Solving for Initial Velocity & Max Height of Thrown Ball

[quicksilver123]

Homework Statement

A ball is thrown upwards. Its velocity at 3/5 its max height is 16.0m/s
What is its initial velocity?
What is its max height?

Homework Equations

vf^2 = vi^2 -2g(yf-yi)

define up as positive

The Attempt at a Solution

I ran through numerous attempts on paper but can't seem to find a proper answer. The closest I got was an answer that spit out a negative height... help? Somewhat urgent as I need to bring this question in tomorrow for homework.

Thank you![/B]

 

[gneill]

Show your attempt, wrong or right.

 

[quicksilver123]

Sigh. I crossed it all out on my paper, otherwise I'd just take a picture and scan it.

0=(16m/s)^2 -2(-9.8m/s/s)(2h/5)
-(16m/s)^2=18.6m/s/s(2h/5)
-(16m/s)^2= (7.44h)m/s/s
-256m^2/s^2 = h(7.44)m/s/s

Two issues here being that
a) the units do not match since I haven't multiplied in height, so operations may be difficult
b) there is a negative, so the height will come out as a negative, which seems illogical as I have specified up as positive

 

[gneill]

Sigh. I crossed it all out on my paper, otherwise I'd just take a picture and scan it.

0=(16m/s)^2 -2(9.8m/s/s)(2h/5)
-(16m/s)^2=-18.6m/s/s(2h/5)

Why didn't you cancel the minus signs on both sides here?

-(16m/s)^2= (7.44h)m/s/s
-256m^2/s^2 = h(7.44)m/s/s

Two issues here being that
a) the units do not match since I haven't multiplied in height, so operations may be difficult

Looks to me like m/s² on the right will cancel out the same on the left leaving m. Thus the units of h will be m, which is correct.

b) there is a negative, so the height will come out as a negative, which seems illogical as I have specified up as positive

Nope. You just didn't cancel the signs at a previous step.

 

[quicksilver123]

No, that was a typo. I fixed it. Stated in the original post that up was to be positive. Therefore the acceleration is negative.
Thank you for your comment on the units but the height still appears to turn out negative.

 

[gneill]

No, that was a typo. I fixed it. Stated in the original post that up was to be positive. Therefore the acceleration is negative.
Thank you for your comment on the units but the height still appears to turn out negative.

Then you've introduced an excess negative by both subtracting the term 2gh and making the constant g negative.

You can either treat g as a positive constant and account for the direction in the algebra, or you can make "2ad" a positive term and let g be negative to account for the direction.

The general form of the equation is:

$v_f^2 - v_i^2 = 2 a d$

so then:

$-v_i^2 = -v_f^2 + 2 a d$
$v_i^2 = v_f^2 - 2 a d$

and if $v_f = 0$ and $a = g$ is a negative value,

$v_i^2 = -2 g d$

will yield a positive result for d.

 

[quicksilver123]

Thank you!
I have a result for height.
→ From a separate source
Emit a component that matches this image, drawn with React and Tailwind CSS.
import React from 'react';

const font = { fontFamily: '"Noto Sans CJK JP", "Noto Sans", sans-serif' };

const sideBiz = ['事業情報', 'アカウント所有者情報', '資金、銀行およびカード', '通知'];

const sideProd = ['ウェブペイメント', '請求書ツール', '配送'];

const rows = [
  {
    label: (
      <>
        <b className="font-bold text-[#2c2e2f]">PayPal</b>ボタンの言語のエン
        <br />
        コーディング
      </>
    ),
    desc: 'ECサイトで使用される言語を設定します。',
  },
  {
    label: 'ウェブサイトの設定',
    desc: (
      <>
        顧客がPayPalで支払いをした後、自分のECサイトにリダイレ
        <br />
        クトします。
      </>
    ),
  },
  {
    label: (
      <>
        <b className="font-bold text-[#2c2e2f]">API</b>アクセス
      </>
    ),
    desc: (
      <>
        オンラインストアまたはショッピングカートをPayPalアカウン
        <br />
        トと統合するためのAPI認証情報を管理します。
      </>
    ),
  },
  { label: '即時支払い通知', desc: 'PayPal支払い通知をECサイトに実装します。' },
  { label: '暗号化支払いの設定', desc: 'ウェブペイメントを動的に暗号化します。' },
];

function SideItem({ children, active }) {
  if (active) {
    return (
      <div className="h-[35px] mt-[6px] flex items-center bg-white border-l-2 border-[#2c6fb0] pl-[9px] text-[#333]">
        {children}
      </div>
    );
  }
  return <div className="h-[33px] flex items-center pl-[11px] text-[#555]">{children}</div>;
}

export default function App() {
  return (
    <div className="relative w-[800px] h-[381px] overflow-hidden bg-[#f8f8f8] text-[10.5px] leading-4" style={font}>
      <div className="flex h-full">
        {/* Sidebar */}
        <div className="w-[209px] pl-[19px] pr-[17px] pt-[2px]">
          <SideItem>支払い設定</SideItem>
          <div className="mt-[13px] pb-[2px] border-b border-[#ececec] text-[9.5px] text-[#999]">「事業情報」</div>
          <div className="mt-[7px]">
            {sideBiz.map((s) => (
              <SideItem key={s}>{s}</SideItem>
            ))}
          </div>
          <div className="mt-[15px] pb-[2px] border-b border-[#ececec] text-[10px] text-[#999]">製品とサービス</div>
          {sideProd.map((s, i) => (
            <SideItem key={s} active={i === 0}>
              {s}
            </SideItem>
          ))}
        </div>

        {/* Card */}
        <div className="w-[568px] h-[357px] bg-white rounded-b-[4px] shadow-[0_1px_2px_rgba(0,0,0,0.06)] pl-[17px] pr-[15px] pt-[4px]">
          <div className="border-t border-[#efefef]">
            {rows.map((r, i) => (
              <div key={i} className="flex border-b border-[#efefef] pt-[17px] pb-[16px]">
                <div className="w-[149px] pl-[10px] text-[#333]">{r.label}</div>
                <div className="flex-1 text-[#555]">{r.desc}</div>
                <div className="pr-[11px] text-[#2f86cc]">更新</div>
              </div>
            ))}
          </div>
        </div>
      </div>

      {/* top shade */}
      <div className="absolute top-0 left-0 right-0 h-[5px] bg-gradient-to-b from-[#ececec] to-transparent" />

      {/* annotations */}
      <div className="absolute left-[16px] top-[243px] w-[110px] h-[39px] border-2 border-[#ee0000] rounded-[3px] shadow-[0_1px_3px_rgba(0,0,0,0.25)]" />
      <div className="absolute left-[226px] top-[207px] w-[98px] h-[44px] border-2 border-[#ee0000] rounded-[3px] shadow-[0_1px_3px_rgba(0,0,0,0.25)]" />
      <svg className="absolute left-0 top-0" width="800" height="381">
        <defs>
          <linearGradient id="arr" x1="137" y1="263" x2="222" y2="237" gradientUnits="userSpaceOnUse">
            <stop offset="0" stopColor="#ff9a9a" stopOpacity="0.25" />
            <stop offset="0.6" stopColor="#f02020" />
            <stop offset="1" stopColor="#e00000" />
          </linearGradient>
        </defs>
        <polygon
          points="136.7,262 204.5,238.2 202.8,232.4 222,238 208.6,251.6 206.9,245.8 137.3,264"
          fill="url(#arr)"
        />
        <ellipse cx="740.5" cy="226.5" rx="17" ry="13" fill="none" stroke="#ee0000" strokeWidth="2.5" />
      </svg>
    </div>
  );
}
However, attempting to find the initial velocity... my result is the same as the given velocity (when the ball is a fraction of the max height).
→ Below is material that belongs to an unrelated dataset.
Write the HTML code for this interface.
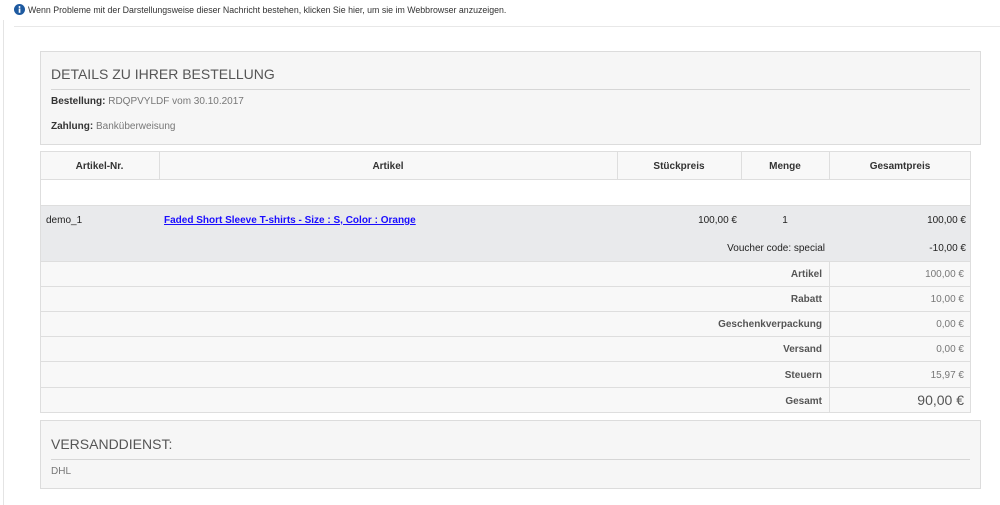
<!DOCTYPE html>
<html><head><meta charset="utf-8"><style>
*{margin:0;padding:0;box-sizing:border-box}
body{width:1000px;height:505px;background:#fff;font-family:"Liberation Sans",Arial,sans-serif;position:relative;overflow:hidden;color:#333}
.a{position:absolute}
.box{position:absolute;background:#f6f6f6;border:1px solid #dcdcdc}
.h{position:absolute;font-size:14px;color:#555}
.hr{position:absolute;height:1px;background:#d6d6d6}
.t{position:absolute;font-size:10px;color:#777}
.t b{color:#333}
.cell{position:absolute;font-size:10px;display:flex;align-items:center}
.hl{position:absolute;height:1px;background:#dedede}
.vl{position:absolute;width:1px;background:#dedede}
</style></head><body>
<div class="a" style="left:3px;top:20px;width:1px;height:485px;background:#e4e4e4"></div>
<div class="a" style="left:14px;top:26px;width:986px;height:1px;background:#e8e8e8"></div>
<svg class="a" style="left:14px;top:4px" width="11" height="11" viewBox="0 0 11 11"><circle cx="5.5" cy="5.5" r="5.5" fill="#1e5aa0"/><rect x="4.7" y="4.5" width="1.7" height="4.3" fill="#fff"/><circle cx="5.5" cy="3" r="0.95" fill="#fff"/></svg>
<div class="a" style="left:28px;top:5px;font-size:8.8px;color:#333">Wenn Probleme mit der Darstellungsweise dieser Nachricht bestehen, klicken Sie hier, um sie im Webbrowser anzuzeigen.</div>

<div class="box" style="left:40px;top:51px;width:941px;height:94px"></div>
<div class="h" style="left:51px;top:66px">DETAILS ZU IHRER BESTELLUNG</div>
<div class="hr" style="left:51px;top:89px;width:919px"></div>
<div class="t" style="left:51px;top:96px"><b>Bestellung:</b> RDQPVYLDF vom 30.10.2017</div>
<div class="t" style="left:51px;top:121px"><b>Zahlung:</b> Banküberweisung</div>

<div class="a" style="left:40px;top:151px;width:931px;height:28px;background:#f8f8f8"></div>
<div class="a" style="left:40px;top:205px;width:931px;height:56px;background:#e9eaec"></div>
<div class="a" style="left:40px;top:261px;width:931px;height:152px;background:#f8f8f8"></div>
<div class="a" style="left:40px;top:151px;width:931px;height:262px;border:1px solid #dedede"></div>
<div class="hl" style="left:40px;top:179px;width:931px"></div>
<div class="hl" style="left:40px;top:205px;width:931px"></div>
<div class="hl" style="left:40px;top:261px;width:931px"></div>
<div class="hl" style="left:40px;top:286px;width:931px"></div>
<div class="hl" style="left:40px;top:311px;width:931px"></div>
<div class="hl" style="left:40px;top:336px;width:931px"></div>
<div class="hl" style="left:40px;top:361px;width:931px"></div>
<div class="hl" style="left:40px;top:387px;width:931px"></div>
<div class="vl" style="left:159px;top:151px;height:28px"></div>
<div class="vl" style="left:617px;top:151px;height:28px"></div>
<div class="vl" style="left:741px;top:151px;height:28px"></div>
<div class="vl" style="left:829px;top:151px;height:28px"></div>
<div class="vl" style="left:829px;top:261px;height:152px"></div>

<div class="cell" style="left:40px;top:152px;width:119px;height:28px;justify-content:center;font-weight:bold">Artikel-Nr.</div>
<div class="cell" style="left:159px;top:152px;width:458px;height:28px;justify-content:center;font-weight:bold">Artikel</div>
<div class="cell" style="left:617px;top:152px;width:124px;height:28px;justify-content:center;font-weight:bold">Stückpreis</div>
<div class="cell" style="left:741px;top:152px;width:88px;height:28px;justify-content:center;font-weight:bold">Menge</div>
<div class="cell" style="left:829px;top:152px;width:142px;height:28px;justify-content:center;font-weight:bold">Gesamtpreis</div>

<div class="cell" style="left:46px;top:212px;height:16px;color:#222">demo_1</div>
<div class="cell" style="left:164px;top:212px;height:16px;color:#1a0dff;font-weight:bold;text-decoration:underline">Faded Short Sleeve T-shirts - Size : S, Color : Orange</div>
<div class="cell" style="left:617px;top:212px;width:120px;height:16px;justify-content:flex-end;color:#222">100,00 €</div>
<div class="cell" style="left:741px;top:212px;width:88px;height:16px;justify-content:center;color:#222">1</div>
<div class="cell" style="left:829px;top:212px;width:137px;height:16px;justify-content:flex-end;color:#222">100,00 €</div>
<div class="cell" style="left:617px;top:240px;width:208px;height:16px;justify-content:flex-end;color:#222">Voucher code: special</div>
<div class="cell" style="left:829px;top:240px;width:137px;height:16px;justify-content:flex-end;color:#222">-10,00 €</div>

<div class="cell" style="left:600px;top:262px;width:222px;height:25px;justify-content:flex-end;font-weight:bold;color:#555">Artikel</div>
<div class="cell" style="left:829px;top:262px;width:135px;height:25px;justify-content:flex-end;color:#777">100,00 €</div>
<div class="cell" style="left:600px;top:287px;width:222px;height:25px;justify-content:flex-end;font-weight:bold;color:#555">Rabatt</div>
<div class="cell" style="left:829px;top:287px;width:135px;height:25px;justify-content:flex-end;color:#777">10,00 €</div>
<div class="cell" style="left:600px;top:312px;width:222px;height:25px;justify-content:flex-end;font-weight:bold;color:#555">Geschenkverpackung</div>
<div class="cell" style="left:829px;top:312px;width:135px;height:25px;justify-content:flex-end;color:#777">0,00 €</div>
<div class="cell" style="left:600px;top:337px;width:222px;height:25px;justify-content:flex-end;font-weight:bold;color:#555">Versand</div>
<div class="cell" style="left:829px;top:337px;width:135px;height:25px;justify-content:flex-end;color:#777">0,00 €</div>
<div class="cell" style="left:600px;top:362px;width:222px;height:26px;justify-content:flex-end;font-weight:bold;color:#555">Steuern</div>
<div class="cell" style="left:829px;top:362px;width:135px;height:26px;justify-content:flex-end;color:#777">15,97 €</div>
<div class="cell" style="left:600px;top:388px;width:222px;height:26px;justify-content:flex-end;font-weight:bold;color:#555">Gesamt</div>
<div class="cell" style="left:829px;top:387px;width:135px;height:26px;justify-content:flex-end;color:#555;font-size:14px">90,00 €</div>

<div class="box" style="left:40px;top:420px;width:941px;height:69px"></div>
<div class="h" style="left:51px;top:436px">VERSANDDIENST:</div>
<div class="hr" style="left:51px;top:459px;width:919px"></div>
<div class="t" style="left:51px;top:466px">DHL</div>
</body></html>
I used the same equation and substituted height.

 

[gneill]

Thank you!
I have a result for height. However, attempting to find the initial velocity... my result is the same as the given velocity (when the ball is a fraction of the max height).

I used the same equation and substituted height.

Can you show your work?

 

[quicksilver123]

Sorry, it was my mistake. I solved the question. thank you very much for your help.

 

[gneill]

Okay! Cheers.